Establishing compromise between model accuracy and hardware use for distributed structural health monitoring
Keywords: structural health monitoring, autoregressive model, dimensionality reduction, principal component analysis, supervised machine learning, support vector machine, logistic regression, decision trees, random forest, k-nearest neighborhood, Convolutional Neural Networks, Recurrent Neural Networks
AbstractStructural health monitoring has been the focus of recent developments in the field of vibration-based assessment and, more recently, in the scope of internet of things as measurement and computation becomes distributed. Data has become abundant even though the transmission is not always feasible at higher frequencies needed for proper assessment, especially in remote applications such as pipelines, subsea, and smart fleets.
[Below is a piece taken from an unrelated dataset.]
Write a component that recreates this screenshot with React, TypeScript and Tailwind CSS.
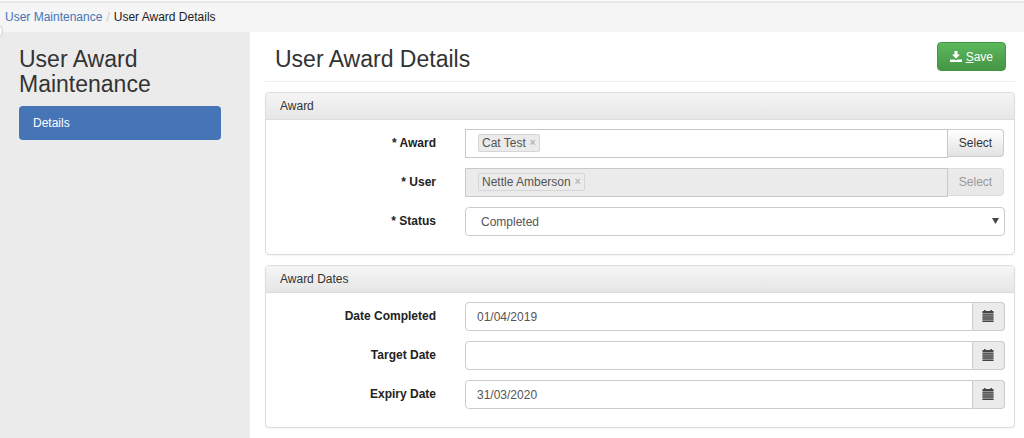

It is thus important to devise data-driven model workflows that ensure the best compromise between model accuracy for condition assessment and also the computational resources needed for embedded solutions, a topic that has not been widely used in the context of vibration-based measurements. In this context, the present paper proposes a modeling workflow able to reduce the dimension of autoregressive models built on the basis of many acceleration sensors. The three-story building example was used to demonstrate the effectiveness of the method, together with ways assess the best compromise between accuracy and model size. We hope to point future research directions of embedded computing, predictive analytics, and vibration based structural health monitoring, in order to ensure that the models created can be conveniently deployed while optimizing costs for computing infrastructure.